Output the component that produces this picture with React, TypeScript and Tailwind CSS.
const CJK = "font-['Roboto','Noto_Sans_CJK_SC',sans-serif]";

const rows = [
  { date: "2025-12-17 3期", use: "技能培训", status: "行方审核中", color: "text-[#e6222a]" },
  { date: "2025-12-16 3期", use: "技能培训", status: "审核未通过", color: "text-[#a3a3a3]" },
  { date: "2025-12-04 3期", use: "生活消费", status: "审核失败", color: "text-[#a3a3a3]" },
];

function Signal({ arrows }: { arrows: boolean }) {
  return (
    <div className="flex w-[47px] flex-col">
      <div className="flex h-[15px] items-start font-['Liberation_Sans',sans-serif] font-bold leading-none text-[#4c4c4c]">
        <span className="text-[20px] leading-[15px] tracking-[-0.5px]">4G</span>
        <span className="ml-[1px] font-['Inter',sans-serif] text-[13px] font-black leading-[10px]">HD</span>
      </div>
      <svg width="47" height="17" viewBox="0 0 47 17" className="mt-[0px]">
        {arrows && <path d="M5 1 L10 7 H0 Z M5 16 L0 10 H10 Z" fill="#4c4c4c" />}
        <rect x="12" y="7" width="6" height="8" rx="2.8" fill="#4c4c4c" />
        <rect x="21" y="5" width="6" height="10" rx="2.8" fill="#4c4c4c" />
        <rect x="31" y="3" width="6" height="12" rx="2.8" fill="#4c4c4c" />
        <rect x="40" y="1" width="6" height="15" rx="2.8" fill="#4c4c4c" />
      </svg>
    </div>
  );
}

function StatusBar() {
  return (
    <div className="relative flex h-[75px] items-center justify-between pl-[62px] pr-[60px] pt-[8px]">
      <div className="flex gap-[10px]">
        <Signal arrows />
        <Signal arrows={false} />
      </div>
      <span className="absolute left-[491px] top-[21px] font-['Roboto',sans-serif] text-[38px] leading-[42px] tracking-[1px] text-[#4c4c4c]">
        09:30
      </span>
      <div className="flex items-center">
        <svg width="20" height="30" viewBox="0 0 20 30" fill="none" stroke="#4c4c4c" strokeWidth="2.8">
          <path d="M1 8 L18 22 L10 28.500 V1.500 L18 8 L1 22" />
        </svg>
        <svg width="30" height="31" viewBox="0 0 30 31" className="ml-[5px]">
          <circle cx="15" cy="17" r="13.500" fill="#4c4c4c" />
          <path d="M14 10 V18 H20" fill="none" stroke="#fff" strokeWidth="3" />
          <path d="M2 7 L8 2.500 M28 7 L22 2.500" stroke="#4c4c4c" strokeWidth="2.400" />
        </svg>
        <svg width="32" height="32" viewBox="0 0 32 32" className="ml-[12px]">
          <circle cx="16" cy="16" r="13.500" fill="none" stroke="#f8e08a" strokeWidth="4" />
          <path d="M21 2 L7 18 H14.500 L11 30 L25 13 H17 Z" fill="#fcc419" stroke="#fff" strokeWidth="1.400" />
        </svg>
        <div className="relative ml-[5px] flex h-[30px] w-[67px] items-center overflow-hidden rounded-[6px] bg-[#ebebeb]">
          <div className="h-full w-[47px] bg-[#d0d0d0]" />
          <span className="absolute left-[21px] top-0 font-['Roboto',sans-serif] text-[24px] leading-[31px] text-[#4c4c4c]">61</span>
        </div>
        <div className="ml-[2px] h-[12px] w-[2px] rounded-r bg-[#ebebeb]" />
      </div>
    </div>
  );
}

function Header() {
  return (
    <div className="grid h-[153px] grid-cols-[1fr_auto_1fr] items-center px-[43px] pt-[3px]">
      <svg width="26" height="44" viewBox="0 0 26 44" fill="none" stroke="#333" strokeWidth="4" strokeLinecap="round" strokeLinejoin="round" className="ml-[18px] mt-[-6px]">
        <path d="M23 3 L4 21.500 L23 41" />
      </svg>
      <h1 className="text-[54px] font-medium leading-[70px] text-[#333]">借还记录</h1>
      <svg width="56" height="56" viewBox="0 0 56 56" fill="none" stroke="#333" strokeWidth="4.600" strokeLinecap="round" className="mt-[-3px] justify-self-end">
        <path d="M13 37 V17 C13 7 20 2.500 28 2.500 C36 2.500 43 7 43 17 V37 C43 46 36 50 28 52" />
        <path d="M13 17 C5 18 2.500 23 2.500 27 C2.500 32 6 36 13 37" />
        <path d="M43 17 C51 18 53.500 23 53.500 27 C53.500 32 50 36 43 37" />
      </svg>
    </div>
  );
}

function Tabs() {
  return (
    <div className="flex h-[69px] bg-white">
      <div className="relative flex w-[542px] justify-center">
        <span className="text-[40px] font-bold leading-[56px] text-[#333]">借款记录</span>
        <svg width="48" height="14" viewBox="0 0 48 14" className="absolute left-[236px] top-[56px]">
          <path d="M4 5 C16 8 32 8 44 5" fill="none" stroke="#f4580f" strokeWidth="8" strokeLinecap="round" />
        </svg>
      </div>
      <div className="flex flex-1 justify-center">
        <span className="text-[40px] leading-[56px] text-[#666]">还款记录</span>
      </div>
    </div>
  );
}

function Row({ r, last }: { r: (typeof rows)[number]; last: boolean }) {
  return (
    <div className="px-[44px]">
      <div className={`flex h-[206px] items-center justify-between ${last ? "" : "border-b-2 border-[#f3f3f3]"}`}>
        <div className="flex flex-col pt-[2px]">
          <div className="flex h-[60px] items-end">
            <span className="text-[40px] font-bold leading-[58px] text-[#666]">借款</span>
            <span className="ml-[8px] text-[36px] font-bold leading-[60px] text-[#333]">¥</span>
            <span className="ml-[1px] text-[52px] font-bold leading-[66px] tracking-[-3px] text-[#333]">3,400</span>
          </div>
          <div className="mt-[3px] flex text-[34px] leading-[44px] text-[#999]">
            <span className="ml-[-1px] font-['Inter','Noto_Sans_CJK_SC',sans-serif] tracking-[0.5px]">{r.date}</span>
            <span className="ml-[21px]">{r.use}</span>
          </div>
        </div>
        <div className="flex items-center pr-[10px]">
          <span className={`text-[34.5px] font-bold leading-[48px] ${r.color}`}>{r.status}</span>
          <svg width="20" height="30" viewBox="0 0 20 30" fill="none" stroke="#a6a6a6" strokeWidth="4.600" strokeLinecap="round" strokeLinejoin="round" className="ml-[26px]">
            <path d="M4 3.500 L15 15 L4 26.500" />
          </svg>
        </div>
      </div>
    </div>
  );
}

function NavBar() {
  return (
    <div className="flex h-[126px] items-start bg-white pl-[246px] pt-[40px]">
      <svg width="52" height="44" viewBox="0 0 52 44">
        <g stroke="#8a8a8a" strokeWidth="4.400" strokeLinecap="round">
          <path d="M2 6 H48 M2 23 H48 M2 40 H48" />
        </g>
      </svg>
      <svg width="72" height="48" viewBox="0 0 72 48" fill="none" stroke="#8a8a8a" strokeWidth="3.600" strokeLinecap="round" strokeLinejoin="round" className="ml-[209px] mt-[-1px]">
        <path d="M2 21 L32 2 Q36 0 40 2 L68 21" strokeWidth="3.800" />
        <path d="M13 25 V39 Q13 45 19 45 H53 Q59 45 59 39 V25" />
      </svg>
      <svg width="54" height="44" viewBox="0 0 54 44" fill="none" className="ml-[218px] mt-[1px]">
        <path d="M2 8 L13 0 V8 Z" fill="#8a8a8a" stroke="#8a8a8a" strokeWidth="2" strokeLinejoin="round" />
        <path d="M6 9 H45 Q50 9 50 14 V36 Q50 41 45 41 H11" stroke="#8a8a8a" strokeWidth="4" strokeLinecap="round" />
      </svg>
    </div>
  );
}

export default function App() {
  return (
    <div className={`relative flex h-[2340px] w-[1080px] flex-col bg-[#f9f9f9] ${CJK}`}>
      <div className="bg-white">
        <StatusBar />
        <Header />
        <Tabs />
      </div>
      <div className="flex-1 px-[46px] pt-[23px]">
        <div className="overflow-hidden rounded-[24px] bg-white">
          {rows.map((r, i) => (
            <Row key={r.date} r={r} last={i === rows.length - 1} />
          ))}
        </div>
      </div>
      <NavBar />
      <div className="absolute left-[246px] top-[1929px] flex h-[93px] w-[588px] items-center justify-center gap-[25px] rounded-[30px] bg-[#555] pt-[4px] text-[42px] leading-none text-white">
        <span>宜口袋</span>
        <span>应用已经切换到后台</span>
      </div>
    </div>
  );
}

# # # # #

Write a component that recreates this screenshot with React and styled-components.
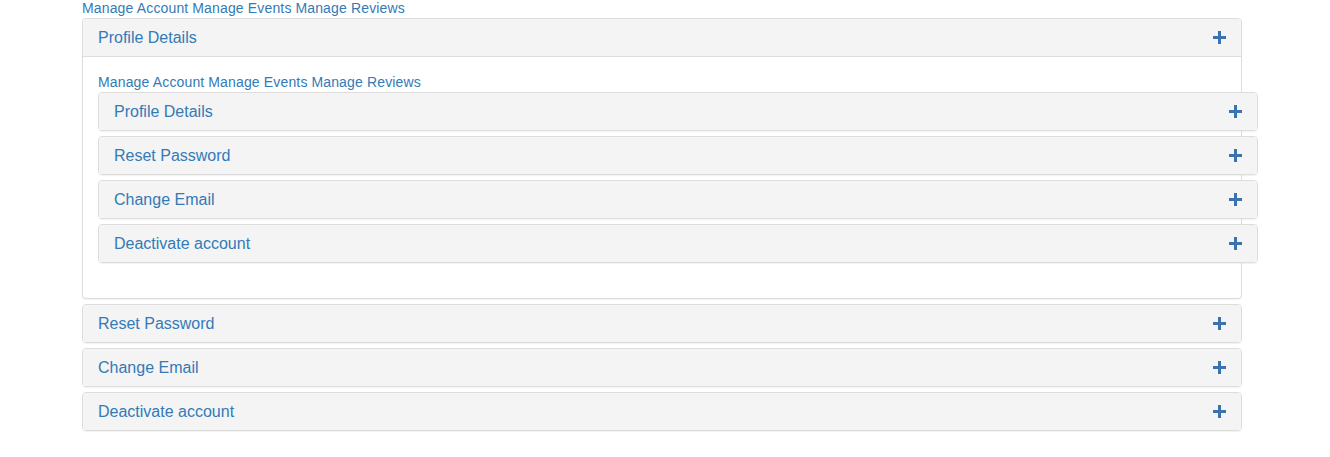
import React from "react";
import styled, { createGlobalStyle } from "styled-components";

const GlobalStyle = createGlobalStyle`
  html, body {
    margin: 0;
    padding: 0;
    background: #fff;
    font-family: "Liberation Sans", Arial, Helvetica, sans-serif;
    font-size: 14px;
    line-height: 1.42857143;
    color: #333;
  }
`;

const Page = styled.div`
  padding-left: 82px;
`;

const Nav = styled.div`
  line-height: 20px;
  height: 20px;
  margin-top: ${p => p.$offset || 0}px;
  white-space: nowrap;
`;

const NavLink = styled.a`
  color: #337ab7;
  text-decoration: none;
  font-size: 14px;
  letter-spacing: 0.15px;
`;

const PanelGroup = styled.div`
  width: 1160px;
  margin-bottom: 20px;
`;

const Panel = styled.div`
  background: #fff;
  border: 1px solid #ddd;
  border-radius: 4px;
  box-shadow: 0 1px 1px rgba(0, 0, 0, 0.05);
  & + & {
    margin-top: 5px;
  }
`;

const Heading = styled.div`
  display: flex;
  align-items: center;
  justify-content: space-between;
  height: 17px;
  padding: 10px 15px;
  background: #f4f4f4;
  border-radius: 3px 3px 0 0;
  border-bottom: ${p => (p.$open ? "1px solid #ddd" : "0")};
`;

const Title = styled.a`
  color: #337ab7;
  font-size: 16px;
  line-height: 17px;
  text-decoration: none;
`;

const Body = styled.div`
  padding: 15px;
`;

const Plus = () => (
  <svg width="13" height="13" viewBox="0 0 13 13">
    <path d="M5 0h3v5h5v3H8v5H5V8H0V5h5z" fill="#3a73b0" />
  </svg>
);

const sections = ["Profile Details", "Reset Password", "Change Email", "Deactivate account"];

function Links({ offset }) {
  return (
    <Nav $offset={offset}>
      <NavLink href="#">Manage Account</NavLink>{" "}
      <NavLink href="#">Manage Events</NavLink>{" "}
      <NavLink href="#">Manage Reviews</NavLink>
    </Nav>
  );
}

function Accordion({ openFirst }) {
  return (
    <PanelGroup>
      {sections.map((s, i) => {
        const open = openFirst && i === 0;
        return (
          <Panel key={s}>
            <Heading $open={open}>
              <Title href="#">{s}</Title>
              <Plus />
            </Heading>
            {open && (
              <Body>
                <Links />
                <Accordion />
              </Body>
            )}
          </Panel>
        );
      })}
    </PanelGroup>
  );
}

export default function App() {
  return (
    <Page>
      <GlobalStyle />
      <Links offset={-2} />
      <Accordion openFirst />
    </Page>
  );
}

# # # # #

• [INSTRUCTION]: Using the listing above, return all lines where the word "React" occurs.

• [CORRECT OUTPUT]:
Output the component that produces this picture with React, TypeScript and Tailwind CSS.
Write a component that recreates this screenshot with React and styled-components.
import React from "react";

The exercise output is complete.